Some Eccentric Characters in Milledgeville


"Billie Splinters" (J. W. Quinn)
1905 Postcard of Milledgeville facing East on Hancock Street.

    "Billie Splinters" was a  familiar sight on the streets of Milledgeville and known by everyone in the county. For more than 35 years he took splinters to Milledgeville, summer or winter,  from his home near Scottsboro. He used a little cart drawn by and donkey and later by an ox. Born in 1838, he died at his home near Scottsboro in 1918.

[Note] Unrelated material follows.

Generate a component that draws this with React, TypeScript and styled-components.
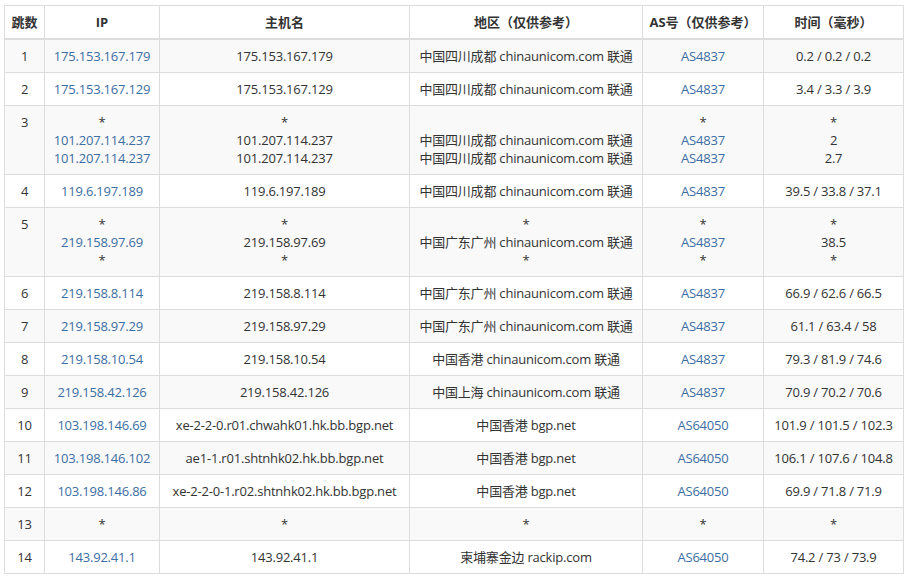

Jane Simmons Female Butcher
"Jane Simmons, the female butcher, is a little squatty mulatto of about fifty years of age. She was born and reared in Milledgeville, and was probably the first woman in Georgia to adopt the life of a butcher as her chosen profession. She began it, though, twenty years ago, and has made a remarkable success in her business. She has been the first assistant of Mr. Dolly Ellison, of this city, who says she is the best  butcher in the country. She can kill, clean and cut up more hogs in a day than any man in Baldwin county, and she does it with such ease and grace that the entire populace are constrained to marvel at her skill. She enters a cowpen, chooses her beef, slaughters it and has it ready to market in less time that it would take to tell it. Taken in all, she is the quickest and best butcher in the country, and she would not exchange positions with Queen Victoria. A thorough negro, whose home is the slaughter house, she lives in happiness and contentment. " The Constitution Feb. 7, 1890

John Davis, Preacher
   Another character that has been seen by probably every man that ever spent a day in Milledgeville is John Davis, well known as "Cody." He is as black as the ace of spades, wears a battered beaver on his head and a rusty bladed axe over his shoulder. His is the great religious crank of this section, speaking entirely by parables with free use of thee and thou, and other scriptural forms. He prays when he is not singing and sings when he is not warning bystanders to flee from the wrath to come. An irrelevant lad meets him on the street and addresses him as Cody a name he does not like. He squats immediately and offers a prayer for the degenerate youth. After imploring the Lord to help us out of this ditch of sin he rises to his feet and he begins his slow journey singing. Oh there a room enough in paradise to have a home in glory. He never closes his eyes in prayer, for the Lord commanded him to watch as well as pray. He has furnished sport for several generations that have sprung up in Milledgeville and is yet regarded by the small boy as the peer of the average circus." The Constitution Feb. 7, 1890

Asa Wilson, Shoemaker/Inventor
     "A G T W X Y Z (Asa) Wilson Agent as the sign over his door reads is a shoemaker of fine repute. Besides mending and making shoes, he is a competitor though less successful to Thomas Edison in the art of astonishing the world with some great invention. During the last ten years he has invented probably twenty five different machines from a cotton picker that promised to revolutionize the world to a flying machine that would sail through the air with the rapidity of a half rate message. His last and most successful invention is a ventilated hat-a leather covered machine trimmed with a motionless wheel and a few other inexplicable attachments  which he alone understands. This hat is worn by the inventor on all occasions and is recommended by him as being one of the coolest in summer and warmest in winter of any other hat in the world. Though a crank on invention he is a good talker and his arrangements in favor of his genius is coached in language equally classic with a fourth of July oration."